Fin dal titolo del suo ultimo progetto, la fotografa portoghese Karina Castro sembra non avere dubbi: Human Domination on Earth è infatti una riflessione visiva, pacata ma incisiva, che ruota attorno alle evidenze dell’impatto antropico sul paesaggio. Col passo lento dei lavori a lungo termine, mossi da teorie la cui validità deve essere necessariamente verificata sul campo, la ricercatrice visuale di base a Milano sta collezionando una lunga serie di esemplificazioni concrete di come l’uomo abbia modificato, stia modificando e sia avviato a modificare il pianeta sul quale è iniziata—e, forse, terminerà—la sua evoluzione.
Alcune delle fotografie riflettono una specifica relazione tra contenuto e contenitore, e sono il frutto di una selezione elaborata in fase progettuale. In altre invece, e qui sta una delle particolarità più interessanti del progetto, il rapporto tra significato e significante vive di una maggiore leggerezza, di una capacità sintetica—ai limiti della stilizzazione—che, seppure ancora fortemente esemplificativa, esprime paradossalmente un fortissimo potenziale metaforico.
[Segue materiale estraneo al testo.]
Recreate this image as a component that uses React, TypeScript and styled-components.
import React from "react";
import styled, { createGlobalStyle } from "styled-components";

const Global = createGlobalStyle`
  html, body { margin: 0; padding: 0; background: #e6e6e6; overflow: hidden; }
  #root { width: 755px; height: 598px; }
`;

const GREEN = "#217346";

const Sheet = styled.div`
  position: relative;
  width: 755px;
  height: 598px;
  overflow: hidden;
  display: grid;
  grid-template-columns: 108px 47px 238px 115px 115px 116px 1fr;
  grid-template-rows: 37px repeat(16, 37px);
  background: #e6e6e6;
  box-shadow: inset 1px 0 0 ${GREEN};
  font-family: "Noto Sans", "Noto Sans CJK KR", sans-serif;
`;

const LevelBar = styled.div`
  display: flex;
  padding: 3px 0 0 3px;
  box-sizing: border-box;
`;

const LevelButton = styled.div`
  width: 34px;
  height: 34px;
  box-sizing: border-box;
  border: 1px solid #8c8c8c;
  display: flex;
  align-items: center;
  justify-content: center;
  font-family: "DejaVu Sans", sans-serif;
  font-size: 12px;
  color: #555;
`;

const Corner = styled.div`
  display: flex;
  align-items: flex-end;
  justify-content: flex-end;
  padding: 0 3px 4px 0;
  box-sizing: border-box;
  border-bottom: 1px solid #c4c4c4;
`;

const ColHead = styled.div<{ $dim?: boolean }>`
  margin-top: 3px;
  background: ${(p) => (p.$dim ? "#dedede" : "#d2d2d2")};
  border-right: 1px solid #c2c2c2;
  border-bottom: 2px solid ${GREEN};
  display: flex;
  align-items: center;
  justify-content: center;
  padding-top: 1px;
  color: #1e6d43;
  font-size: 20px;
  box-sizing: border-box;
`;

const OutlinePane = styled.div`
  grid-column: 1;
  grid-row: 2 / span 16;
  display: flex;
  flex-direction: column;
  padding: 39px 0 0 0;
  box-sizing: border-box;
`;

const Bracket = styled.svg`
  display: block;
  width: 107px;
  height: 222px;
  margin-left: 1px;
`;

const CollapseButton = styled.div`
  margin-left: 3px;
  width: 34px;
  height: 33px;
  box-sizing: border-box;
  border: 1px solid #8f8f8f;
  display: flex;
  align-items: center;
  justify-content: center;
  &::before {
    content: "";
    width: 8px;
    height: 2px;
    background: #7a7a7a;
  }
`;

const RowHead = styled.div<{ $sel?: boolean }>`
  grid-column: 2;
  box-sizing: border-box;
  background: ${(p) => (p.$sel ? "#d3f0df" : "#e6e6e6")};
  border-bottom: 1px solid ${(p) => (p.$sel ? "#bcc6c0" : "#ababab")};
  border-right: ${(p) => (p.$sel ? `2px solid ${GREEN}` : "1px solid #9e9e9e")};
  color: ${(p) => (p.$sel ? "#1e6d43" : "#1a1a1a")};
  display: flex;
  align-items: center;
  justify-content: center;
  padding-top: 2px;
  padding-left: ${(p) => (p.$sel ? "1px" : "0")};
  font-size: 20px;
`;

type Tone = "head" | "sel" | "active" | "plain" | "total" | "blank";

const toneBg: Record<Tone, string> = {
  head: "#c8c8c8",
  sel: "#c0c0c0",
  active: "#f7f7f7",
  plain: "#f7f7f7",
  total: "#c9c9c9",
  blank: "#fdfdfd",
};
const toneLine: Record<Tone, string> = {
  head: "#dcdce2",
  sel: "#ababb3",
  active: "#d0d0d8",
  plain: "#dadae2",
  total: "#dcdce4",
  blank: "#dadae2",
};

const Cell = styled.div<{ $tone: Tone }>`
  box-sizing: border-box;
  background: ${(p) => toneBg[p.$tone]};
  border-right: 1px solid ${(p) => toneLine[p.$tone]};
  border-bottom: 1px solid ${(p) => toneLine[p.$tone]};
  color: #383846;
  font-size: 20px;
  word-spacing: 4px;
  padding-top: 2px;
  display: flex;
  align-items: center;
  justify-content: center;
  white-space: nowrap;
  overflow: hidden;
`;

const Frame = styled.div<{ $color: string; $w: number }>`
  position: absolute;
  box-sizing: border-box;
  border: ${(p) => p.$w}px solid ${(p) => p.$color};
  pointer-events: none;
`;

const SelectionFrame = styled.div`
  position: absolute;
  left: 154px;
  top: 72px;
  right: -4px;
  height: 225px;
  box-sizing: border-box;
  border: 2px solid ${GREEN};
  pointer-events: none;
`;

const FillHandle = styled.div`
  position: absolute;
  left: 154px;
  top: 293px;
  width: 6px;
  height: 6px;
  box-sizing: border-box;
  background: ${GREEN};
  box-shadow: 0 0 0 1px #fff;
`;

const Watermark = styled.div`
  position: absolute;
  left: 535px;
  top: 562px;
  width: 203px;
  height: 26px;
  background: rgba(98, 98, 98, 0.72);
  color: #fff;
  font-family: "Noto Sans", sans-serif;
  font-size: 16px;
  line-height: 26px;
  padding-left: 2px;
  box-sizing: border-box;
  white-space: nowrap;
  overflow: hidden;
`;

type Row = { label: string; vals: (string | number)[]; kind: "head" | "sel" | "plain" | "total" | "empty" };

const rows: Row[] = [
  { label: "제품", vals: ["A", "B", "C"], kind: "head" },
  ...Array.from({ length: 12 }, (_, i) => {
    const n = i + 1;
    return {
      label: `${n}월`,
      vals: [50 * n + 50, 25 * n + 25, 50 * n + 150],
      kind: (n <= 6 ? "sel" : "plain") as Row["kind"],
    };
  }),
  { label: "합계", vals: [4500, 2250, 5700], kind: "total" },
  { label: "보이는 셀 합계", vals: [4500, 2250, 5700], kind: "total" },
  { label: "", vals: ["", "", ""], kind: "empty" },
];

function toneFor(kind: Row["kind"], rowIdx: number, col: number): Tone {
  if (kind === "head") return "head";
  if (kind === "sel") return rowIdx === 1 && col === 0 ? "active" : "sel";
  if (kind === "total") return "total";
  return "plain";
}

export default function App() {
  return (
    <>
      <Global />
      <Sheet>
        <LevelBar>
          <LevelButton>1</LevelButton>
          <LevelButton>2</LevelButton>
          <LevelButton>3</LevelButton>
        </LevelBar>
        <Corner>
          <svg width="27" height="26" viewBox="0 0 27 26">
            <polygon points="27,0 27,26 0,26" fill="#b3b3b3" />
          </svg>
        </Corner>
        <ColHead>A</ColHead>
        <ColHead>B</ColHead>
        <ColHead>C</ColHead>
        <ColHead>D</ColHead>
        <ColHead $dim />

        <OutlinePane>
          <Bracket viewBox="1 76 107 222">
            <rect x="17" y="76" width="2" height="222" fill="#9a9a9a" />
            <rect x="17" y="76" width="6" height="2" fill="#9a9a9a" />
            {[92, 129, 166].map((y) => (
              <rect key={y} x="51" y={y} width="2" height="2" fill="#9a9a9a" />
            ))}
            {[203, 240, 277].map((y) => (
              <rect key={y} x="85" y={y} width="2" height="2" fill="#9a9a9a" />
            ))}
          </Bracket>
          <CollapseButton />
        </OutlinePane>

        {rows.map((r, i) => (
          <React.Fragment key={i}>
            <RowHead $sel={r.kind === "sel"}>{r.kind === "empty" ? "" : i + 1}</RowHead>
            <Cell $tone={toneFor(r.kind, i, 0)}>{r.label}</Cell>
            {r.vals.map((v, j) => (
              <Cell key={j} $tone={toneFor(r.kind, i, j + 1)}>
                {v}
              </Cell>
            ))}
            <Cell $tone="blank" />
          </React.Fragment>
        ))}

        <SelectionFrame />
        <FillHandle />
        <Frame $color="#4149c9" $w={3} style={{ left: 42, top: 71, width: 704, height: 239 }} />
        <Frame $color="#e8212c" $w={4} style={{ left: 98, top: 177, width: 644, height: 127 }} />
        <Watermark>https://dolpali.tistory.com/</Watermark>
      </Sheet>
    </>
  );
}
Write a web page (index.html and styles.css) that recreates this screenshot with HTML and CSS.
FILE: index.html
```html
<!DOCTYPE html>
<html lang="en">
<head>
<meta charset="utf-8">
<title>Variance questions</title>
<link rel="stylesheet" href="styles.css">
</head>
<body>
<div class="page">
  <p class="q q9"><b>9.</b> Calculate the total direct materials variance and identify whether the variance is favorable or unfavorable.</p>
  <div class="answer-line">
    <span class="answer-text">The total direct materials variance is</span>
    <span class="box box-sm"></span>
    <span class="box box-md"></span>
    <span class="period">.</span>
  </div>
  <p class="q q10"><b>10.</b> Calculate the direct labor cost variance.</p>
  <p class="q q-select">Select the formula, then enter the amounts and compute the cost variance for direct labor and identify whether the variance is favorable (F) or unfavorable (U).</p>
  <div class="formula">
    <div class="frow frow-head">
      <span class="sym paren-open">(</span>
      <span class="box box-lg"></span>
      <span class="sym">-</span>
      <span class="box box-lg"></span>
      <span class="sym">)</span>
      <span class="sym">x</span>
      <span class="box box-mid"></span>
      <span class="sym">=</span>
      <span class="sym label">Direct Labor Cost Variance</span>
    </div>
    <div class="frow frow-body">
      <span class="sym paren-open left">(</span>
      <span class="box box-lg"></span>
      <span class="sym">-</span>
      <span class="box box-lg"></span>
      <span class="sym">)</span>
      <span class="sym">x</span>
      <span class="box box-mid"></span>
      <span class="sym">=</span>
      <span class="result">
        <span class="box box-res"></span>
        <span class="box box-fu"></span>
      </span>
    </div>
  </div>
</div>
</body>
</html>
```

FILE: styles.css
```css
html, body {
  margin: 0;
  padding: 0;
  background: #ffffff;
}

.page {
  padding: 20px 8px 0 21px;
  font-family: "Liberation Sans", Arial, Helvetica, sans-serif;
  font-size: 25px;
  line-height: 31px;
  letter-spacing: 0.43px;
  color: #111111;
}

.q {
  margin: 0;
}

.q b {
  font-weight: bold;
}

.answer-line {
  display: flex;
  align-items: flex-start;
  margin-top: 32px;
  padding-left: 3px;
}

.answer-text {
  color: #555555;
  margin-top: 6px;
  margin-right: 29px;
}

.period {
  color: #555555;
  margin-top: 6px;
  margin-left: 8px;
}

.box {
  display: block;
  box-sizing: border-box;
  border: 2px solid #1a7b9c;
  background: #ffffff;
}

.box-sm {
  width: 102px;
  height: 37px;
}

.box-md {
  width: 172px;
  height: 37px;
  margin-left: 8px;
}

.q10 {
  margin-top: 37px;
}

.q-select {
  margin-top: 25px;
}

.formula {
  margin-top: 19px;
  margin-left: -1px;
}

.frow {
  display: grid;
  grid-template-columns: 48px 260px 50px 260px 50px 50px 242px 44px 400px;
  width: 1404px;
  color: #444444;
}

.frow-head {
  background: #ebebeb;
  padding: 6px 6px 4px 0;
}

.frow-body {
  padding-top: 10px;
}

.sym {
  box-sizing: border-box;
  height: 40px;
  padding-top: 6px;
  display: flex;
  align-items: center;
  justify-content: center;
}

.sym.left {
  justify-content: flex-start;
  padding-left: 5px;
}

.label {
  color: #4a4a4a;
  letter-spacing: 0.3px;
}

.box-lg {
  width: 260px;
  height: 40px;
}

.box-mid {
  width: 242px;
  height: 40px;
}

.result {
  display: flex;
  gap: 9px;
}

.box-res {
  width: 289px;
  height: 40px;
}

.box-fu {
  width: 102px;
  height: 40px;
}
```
Percorrendo un solco già tracciato da maestri come Robert Adams, Edward Burtynsky, Richard Misrach o Armin Linke, e affiancandosi ad autori più giovani e promettenti come Lucas Foglia, Charles Xelot, Matjaz Krivic o Yan Wang Preston o i nostri Alessandro Grassani, Luca Quagliato, Marco Zorzanello o Marina Caneve, Castro attraversa territori contesi tra conservazionismo e sfruttamento, come la foce del Douro, la Serra de Arga o le spiagge di Matosinhos, in Portogallo, e opera piccole ma chirurgiche incursioni in Svizzera e in Italia, alla ricerca di circostanziati esempi utili alla sua ricerca, come siti di sversamento o di stoccaggio dei rifiuti.
Non mancano le ampie vedute di parchi eolici, foreste e coste minacciate o difese, una topografia borderline dove il confine tra operato negativo e positivo è a volte, anche volutamente, sfumato, così come è spesso sfumato il tono delle nostre intenzioni e delle nostre azioni.
Su tutto domina la sensazione che a interessare Castro in questo progetto, decisamente ongoing (in mostra dal 26 luglio alla Royal Geographical Society di Londra nella collettiva Earth Photo 2021), siano i luoghi dov’è in atto la silenziosa ma monumentale battaglia tra i due principali interessi dell’uomo, così simili eppure così stranamente in contrasto tra loro: quello della prosperità e quello della sopravvivenza.